# Provided data start

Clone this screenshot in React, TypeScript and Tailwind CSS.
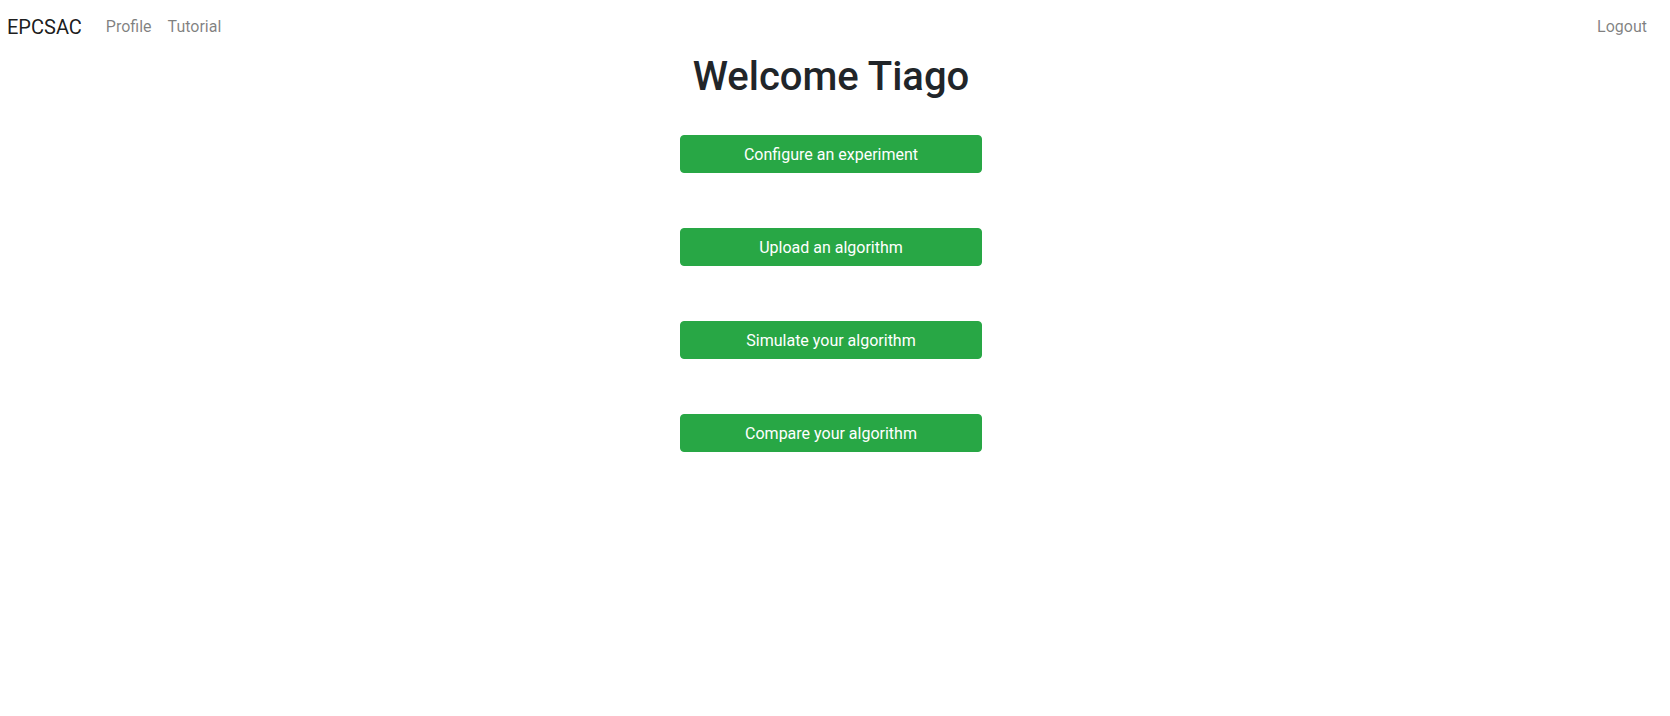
export default function App() {
  const buttons = [
    "Configure an experiment",
    "Upload an algorithm",
    "Simulate your algorithm",
    "Compare your algorithm",
  ];
  return (
    <div className="min-h-[716px] bg-white" style={{ fontFamily: "Roboto, 'Liberation Sans', sans-serif" }}>
      <nav className="flex items-center h-[50px] pt-1 pl-[7px] pr-[15px]">
        <span className="text-[20px] leading-[30px] text-[rgba(0,0,0,0.9)] mr-4">EPCSAC</span>
        <a className="px-2 text-base leading-6 text-[rgba(0,0,0,0.5)]">Profile</a>
        <a className="px-2 text-base leading-6 text-[rgba(0,0,0,0.5)]">Tutorial</a>
        <div className="flex-1" />
        <a className="px-2 text-base leading-6 text-[rgba(0,0,0,0.5)]">Logout</a>
      </nav>
      <div className="flex flex-col items-center pr-2">
        <h1 className="mt-[3px] text-[40px] leading-[48px] font-medium text-[#212529]">Welcome Tiago</h1>
        <div className="flex flex-col gap-[55px] mt-[34px]">
          {buttons.map((b) => (
            <button
              key={b}
              className="w-[302px] h-[38px] pt-px rounded bg-[#28a745] border border-[#28a745] text-white text-base leading-6"
            >
              {b}
            </button>
          ))}
        </div>
      </div>
    </div>
  );
}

# Provided data end

* Request *
Return the listing above in full and without alteration, excluding its pictures.

* Answer to this exercise *
Clone this screenshot in React, TypeScript and Tailwind CSS.
export default function App() {
  const buttons = [
    "Configure an experiment",
    "Upload an algorithm",
    "Simulate your algorithm",
    "Compare your algorithm",
  ];
  return (
    <div className="min-h-[716px] bg-white" style={{ fontFamily: "Roboto, 'Liberation Sans', sans-serif" }}>
      <nav className="flex items-center h-[50px] pt-1 pl-[7px] pr-[15px]">
        <span className="text-[20px] leading-[30px] text-[rgba(0,0,0,0.9)] mr-4">EPCSAC</span>
        <a className="px-2 text-base leading-6 text-[rgba(0,0,0,0.5)]">Profile</a>
        <a className="px-2 text-base leading-6 text-[rgba(0,0,0,0.5)]">Tutorial</a>
        <div className="flex-1" />
        <a className="px-2 text-base leading-6 text-[rgba(0,0,0,0.5)]">Logout</a>
      </nav>
      <div className="flex flex-col items-center pr-2">
        <h1 className="mt-[3px] text-[40px] leading-[48px] font-medium text-[#212529]">Welcome Tiago</h1>
        <div className="flex flex-col gap-[55px] mt-[34px]">
          {buttons.map((b) => (
            <button
              key={b}
              className="w-[302px] h-[38px] pt-px rounded bg-[#28a745] border border-[#28a745] text-white text-base leading-6"
            >
              {b}
            </button>
          ))}
        </div>
      </div>
    </div>
  );
}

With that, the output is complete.